At a Nov. 2 Central Rally, Zenroren President BAN'NAI Mitsuo denounced the bill as unconstitutional and said, "What the Japanese people want is not the adverse revision of the Fundamental Law of Education aimed at educating children faithful to the nation. We now need to solve the problems of bullying and students' failure to complete required subjects."

Develop common action not just at the parliament but throughout the country to call for the defense of the Constitution

In many places throughout the country, rallies and other actions are being held in defense of the war-renouncing Article 9 and in opposition to the adverse revision of the Fundamental Law of Education.

On November 3, about 7,500 people attended a rally in Hyogo Prefecture to mark the 60th anniversary of the promulgation of the Constitution and called for Article 9 to be given full play.

Similar rallies were held in Hiroshima with 7,000 people participating and in Kyoto with about 4,000 people taking part in opposition to the adverse revision of the Constitution and the Fundamental Law of Education as promoted by the ruling Liberal Democratic and Komei parties.

Near the National Diet (parliament) is located, trade unions and other democratic organizations are holding protest rallies and petitions almost every day.

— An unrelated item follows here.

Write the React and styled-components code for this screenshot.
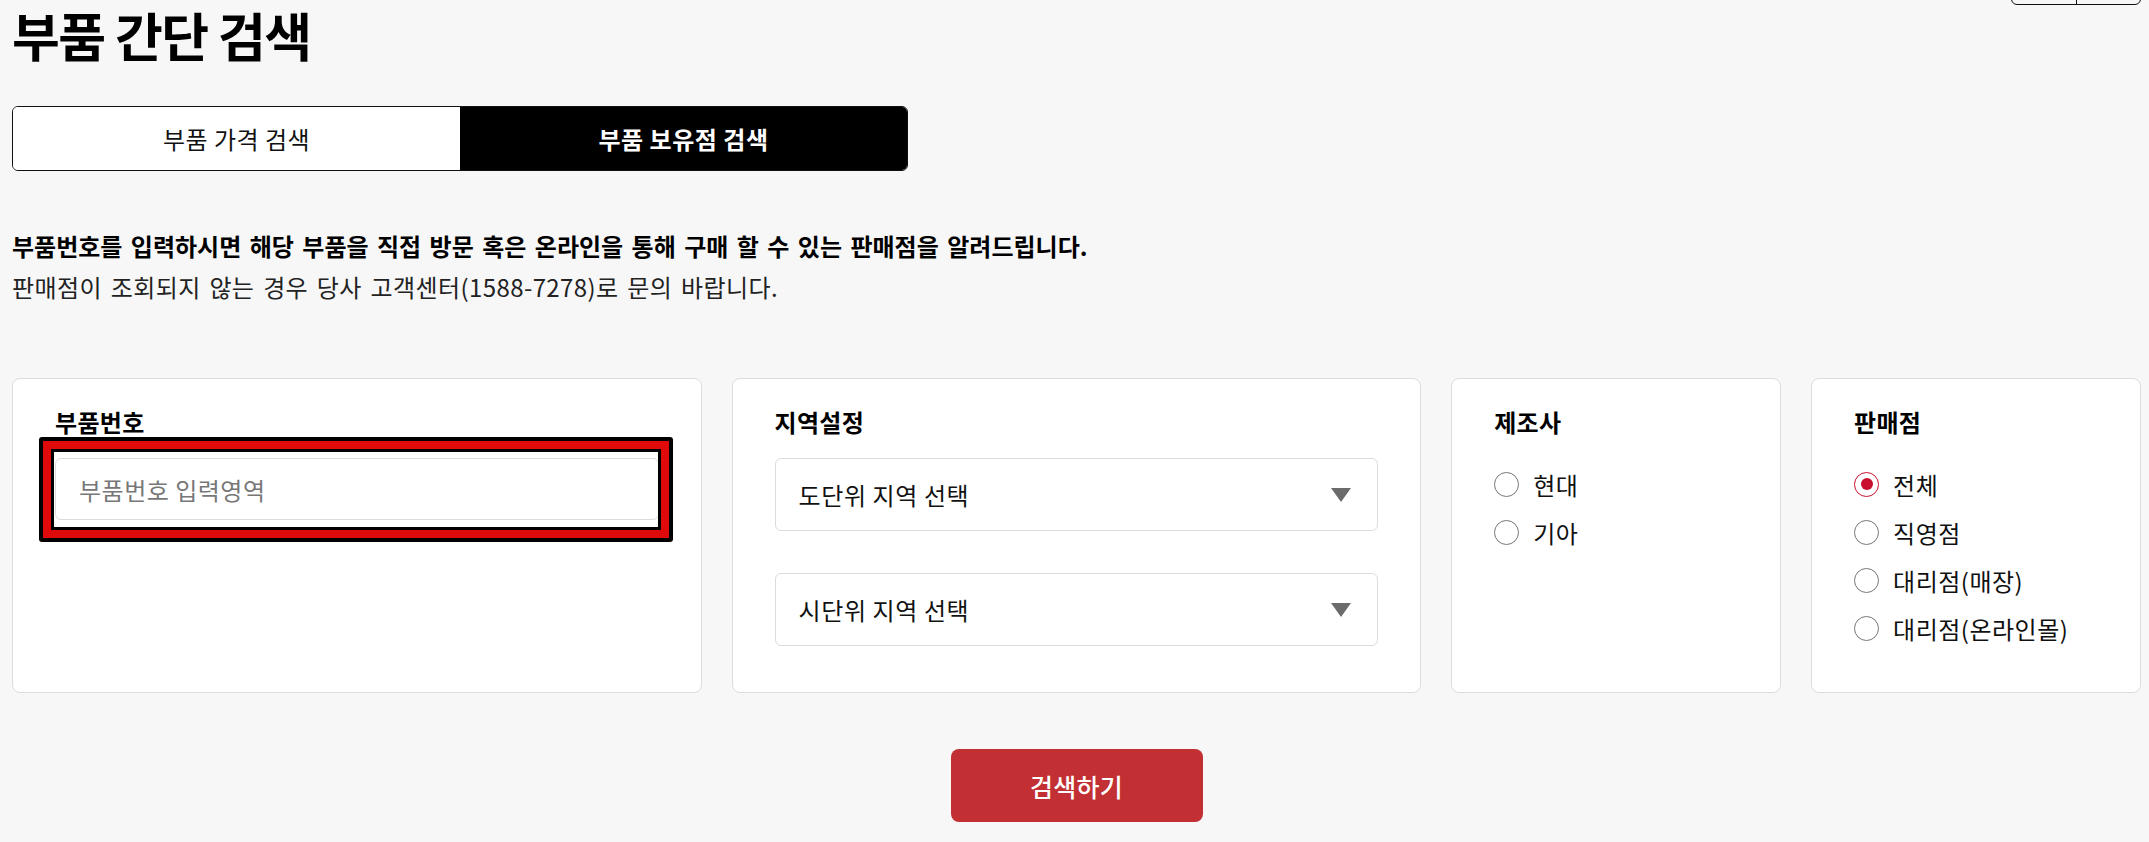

On November 2, the Liaison Council for Blocking the Adverse Revision of the Fundamental law of Education staged a sit-in protest in front of the Diet building with several hundred people taking part.

A man from Hiroshima said, "We have a very serious shortage of teachers. There is a school where positions of part-time teachers are not filled for three months. There are also cases in which no teachers of special education or swimming instructors are made available. Although educational administration is responsible for improving educational conditions, these are the actual conditions facing schools." Criticizing the educational administration that distorts the Fundamental Law of Education, he said he will do everything he can to scrap the bill.

At four sites of local public hearing on educational reform, unions and democratic organizations carried out publicity campaigns demanding a thorough discussion of the bill.